For the first three hours of the trip, the bus had driven from the tight housing and eucalyptus groves of Addis, through parched wheat and teff fields, past small roadside markets, distant golden church domes  and small towns. I saw a huge ground Calao hornbill  hobbling with the uprightness and seriousness of a victorian gentleman.
, and what seemed to me (there was no herder in sight) to be a wild camel herd, about sixty of them, tall, graceful, sand colored magnificent animals with faces that look a bit stupid.

We plodded through the beautiful landscape , our progress interrupted only by the occasional cow herd, each cow and cow-herder dignified and utterly unfazed by our speed and hooting. There was a short stop, for a very welcome grilled tilapia, soggy chips and cold cokes.

 I dozed on and off, waking occasionally to look out the window, change tracks on my iPod and shift to a more comfortable position, something I had to do quite often as my seat was right behind the driver, with my legs on the heat-radiating, throbbing engine which was like sitting on a washing machine during its spin-dry cycle, facing a pre-heated oven with its door open.  I didn't know I had so much sweat in me.

About thirty miles from Hawassa is a fork in the road leading to Shashamane, a village built on a tract of land that the Negus famously gave to the people who believed he was the reincarnation of God on earth, the Rastafarians, so they could build their own little utopia.
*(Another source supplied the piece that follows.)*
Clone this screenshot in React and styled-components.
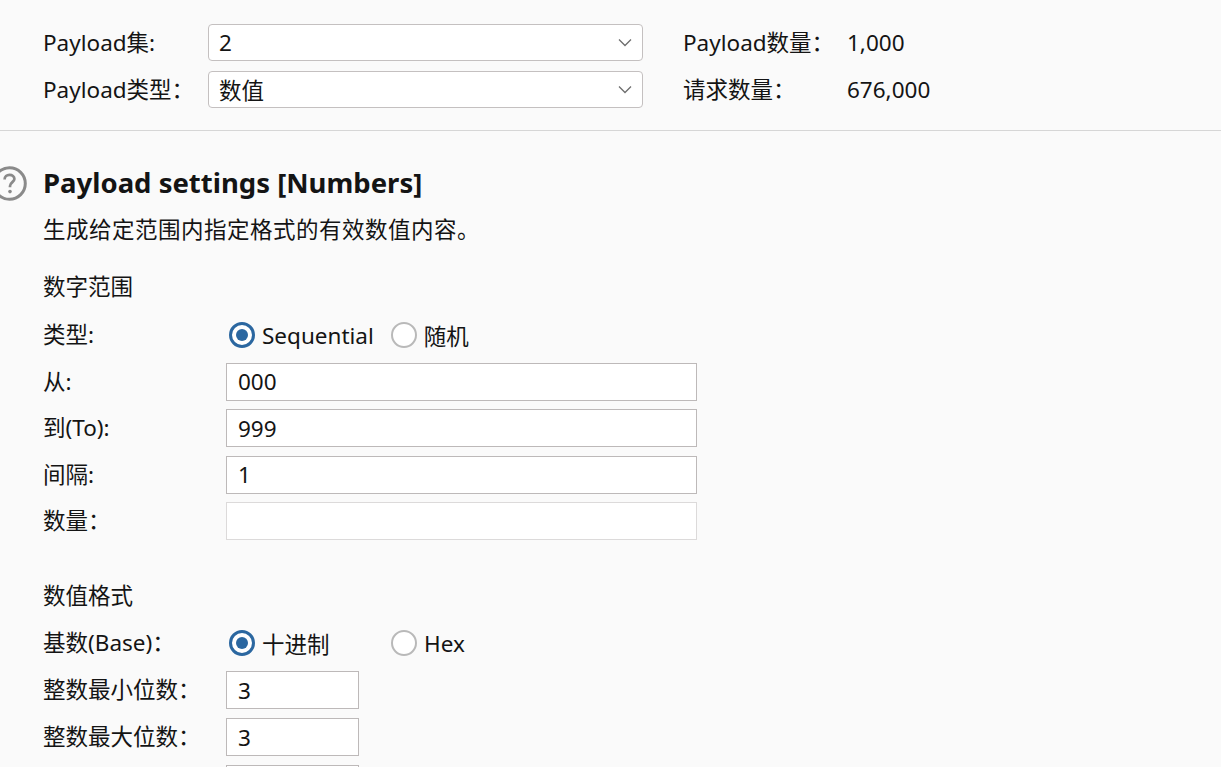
import React from 'react';
import styled, { createGlobalStyle } from 'styled-components';

const GlobalStyle = createGlobalStyle`
  html, body {
    margin: 0;
    padding: 0;
    background: #fafafa;
    overflow: hidden;
  }
  body {
    font-family: "Noto Sans", "Noto Sans CJK SC", sans-serif;
    color: #141414;
  }
`;

const Page = styled.div`
  width: 1221px;
  height: 767px;
  overflow: hidden;
  background: #fafafa;
`;

const TopSection = styled.div`
  display: grid;
  grid-template-columns: 165px 435px 204px auto;
  grid-auto-rows: 37px;
  row-gap: 10px;
  align-items: center;
  padding: 24px 0 22px 43px;
  border-bottom: 1px solid #d6d6d6;
`;

const Label = styled.div`
  font-size: 22.5px;
  line-height: 30px;
  white-space: nowrap;
`;

const Select = styled.div`
  height: 37px;
  box-sizing: border-box;
  display: flex;
  align-items: center;
  justify-content: space-between;
  padding: 0 10px 0 10px;
  background: #fff;
  border: 1px solid #c4c0c0;
  border-radius: 4px;
  font-size: 22.5px;
`;

const Stat = styled(Label)`
  padding-left: 40px;
`;

const Settings = styled.div`
  padding: 34px 0 0 43px;
`;

const TitleRow = styled.div`
  display: flex;
  align-items: center;
  margin-left: -51px;
  gap: 16px;
  height: 36px;
`;

const Title = styled.h2`
  margin: 0;
  font-size: 27.5px;
  font-weight: 700;
  line-height: 36px;
`;

const Description = styled(Label)`
  margin-top: 14px;
  letter-spacing: 0.5px;
`;

const GroupTitle = styled(Label)`
  margin-top: ${p => p.$top}px;
`;

const FormGrid = styled.div`
  display: grid;
  grid-template-columns: 183px auto;
  grid-auto-rows: 38px;
  row-gap: ${p => p.$gap}px;
  align-items: center;
  margin-top: ${p => p.$top}px;
`;

const Input = styled.div`
  box-sizing: border-box;
  width: ${p => p.$width}px;
  height: 38px;
  display: flex;
  align-items: center;
  padding-left: 11px;
  background: #fff;
  border: 1px solid ${p => (p.$disabled ? '#dcdada' : '#bdb9b9')};
  font-size: 22.5px;
`;

const Radios = styled.div`
  display: flex;
  align-items: center;
  padding-left: 3px;
`;

const RadioOption = styled.div`
  display: flex;
  align-items: center;
  gap: 7px;
  font-size: 22.5px;
  min-width: ${p => p.$min || 0}px;
  margin-right: 17px;
`;

const RadioCircle = styled.span`
  box-sizing: border-box;
  width: 26px;
  height: 26px;
  border-radius: 50%;
  border: ${p => (p.$checked ? '3px solid #2b67a0' : '2px solid #b9b9b9')};
  background: #fff;
  display: flex;
  align-items: center;
  justify-content: center;
  &::after {
    content: '';
    display: ${p => (p.$checked ? 'block' : 'none')};
    width: 12px;
    height: 12px;
    border-radius: 50%;
    background: #2b67a0;
  }
`;

const Chevron = () => (
  <svg width="14" height="9" viewBox="0 0 14 9">
    <path d="M1 1.5 L7 7.5 L13 1.5" fill="none" stroke="#6e6e6e" strokeWidth="1.3" />
  </svg>
);

const HelpIcon = () => (
  <svg width="35" height="35" viewBox="0 0 35 35">
    <circle cx="17.5" cy="17.5" r="15.8" fill="none" stroke="#8a8a8a" strokeWidth="3" />
    <path
      d="M12.6 13.4 C12.6 10.4 14.8 8.8 17.5 8.8 C20.3 8.8 22.4 10.4 22.4 13.1 C22.4 15.8 18 16.6 18 20 L18 21.2"
      fill="none"
      stroke="#8a8a8a"
      strokeWidth="2.7"
    />
    <circle cx="18" cy="25.6" r="1.8" fill="#8a8a8a" />
  </svg>
);

const Radio = ({ checked, label, min }) => (
  <RadioOption $min={min}>
    <RadioCircle $checked={checked} />
    {label}
  </RadioOption>
);

export default function App() {
  return (
    <Page>
      <GlobalStyle />
      <TopSection>
        <Label>Payload集:</Label>
        <Select>2<Chevron /></Select>
        <Stat>Payload数量：</Stat>
        <Label>1,000</Label>
        <Label>Payload类型：</Label>
        <Select>数值<Chevron /></Select>
        <Stat>请求数量：</Stat>
        <Label>676,000</Label>
      </TopSection>
      <Settings>
        <TitleRow>
          <HelpIcon />
          <Title>Payload settings [Numbers]</Title>
        </TitleRow>
        <Description>生成给定范围内指定格式的有效数值内容。</Description>
        <GroupTitle $top={27}>数字范围</GroupTitle>
        <FormGrid $top={14} $gap={8.5}>
          <Label>类型:</Label>
          <Radios>
            <Radio checked label="Sequential" />
            <Radio label="随机" />
          </Radios>
          <Label>从:</Label>
          <Input $width={471}>000</Input>
          <Label>到(To):</Label>
          <Input $width={471}>999</Input>
          <Label>间隔:</Label>
          <Input $width={471}>1</Input>
          <Label>数量：</Label>
          <Input $width={471} $disabled />
        </FormGrid>
        <GroupTitle $top={41}>数值格式</GroupTitle>
        <FormGrid $top={13} $gap={9}>
          <Label>基数(Base)：</Label>
          <Radios>
            <Radio checked label="十进制" min={145} />
            <Radio label="Hex" />
          </Radios>
          <Label>整数最小位数：</Label>
          <Input $width={133}>3</Input>
          <Label>整数最大位数：</Label>
          <Input $width={133}>3</Input>
          <span />
          <Input $width={133} />
        </FormGrid>
      </Settings>
    </Page>
  );
}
You know you are getting close to it because small shops with the signature Rasta colors of gold, red and green start popping up along the road and increase in number the closer you get to the junction leading there. Hawassa twenty minutes later surprised me by being a much larger city than I had expected.

The hotel was simply and surprisingly magnificent, with one of the most high-tech shower units I have ever seen. Suffice to say that I could have a rain shower while my feet were being massaged by bubbling water and my nether bits spray cleaned by multi directional jets of water. An experience that I am not exactly used to, as accomodation tends to be of the more modest variety.

I naturally pigged out on the food. Ethiopian food just does it for me, it is spicy, it is hot, it is sour, it is varied. And there is always enough of it. After work, the unavoidable place to go is the Hawassa lakeside park, large and gentle mounds that roll down to the lake, dotted with fever trees and carpeted with yellowing grass. There are cows grazing and chewing cud, whole bands of monkeys playing up and down the trees and the background noise of birds, ciccadas and the soft repetitive sound of the water lapping at the rocks. I drank many a St. Georges beer taking in the colours of the fading day, feeling at peace and awestruck as I always get when in the face of immensity. Lake Hawassa is a big lake( although one of the smallest in the rift), surrounded by hills that seem to encase it.

One of the waiters, came over and asked me if I had a ride. I said no, but the hotel being about a mile away, and the city looking safe I felt confident I could walk back. He said it was fine, so long as I knew that after dark hyenas come out looking for rubbish heaps and the occasional passed-out drunk.


My brain cross-referenced all the national geographic hyena related programs I have ever watched (strongest bite force etc), the Lion King(1 and 2) and I began to sweat. He completed his advice by saying that if you stand your ground and look intimidating they won't dare attack, at least in theory. By then, I was the dictionary definition of abject terror and  I knew that even a slow, blind hyena could have guessed as  much. So I hauled Arse as you would have it, screaming like a girl inside my head and doing the fastest power walk ever practiced in the Ethiopian highlands.

On the way back to Addis, I noticed bridges and gorges that I had missed the week before, signs with the names of towns of Nazareth, Debreizet, and the fact that the closer you got to the city the greener and lusher it got. I hung out over the weekend in three different places, the Sheraton in Addis, a monstrously sized Italian palace where there was an African American band performing, very posh people, expensive ladies-of-the-night and overpriced beer.

The next day I went with a friend to one of the most frequented clubs in Addis, a very dingy place called the Concorde, but I was in the mood for dingy and the ambiance was great save for the super-agressive prostitutes, the OBVIOUS pickpockets and the smell of humanity. The evening was ended at an upstairs bar that was mostly frequented by students and young professional, with plenty of reggae for music and uninterrupted dancing. I had a great time.

Generally, the Ethiopians I met are very polite people, exceedingly welcoming, mild-mannered ( except for this one hussy that dragged another by the hair when she called her BIG MAMA), with the sense and confidence that they are a great PEOPLE.

Amasegnallu for making me want to visit again.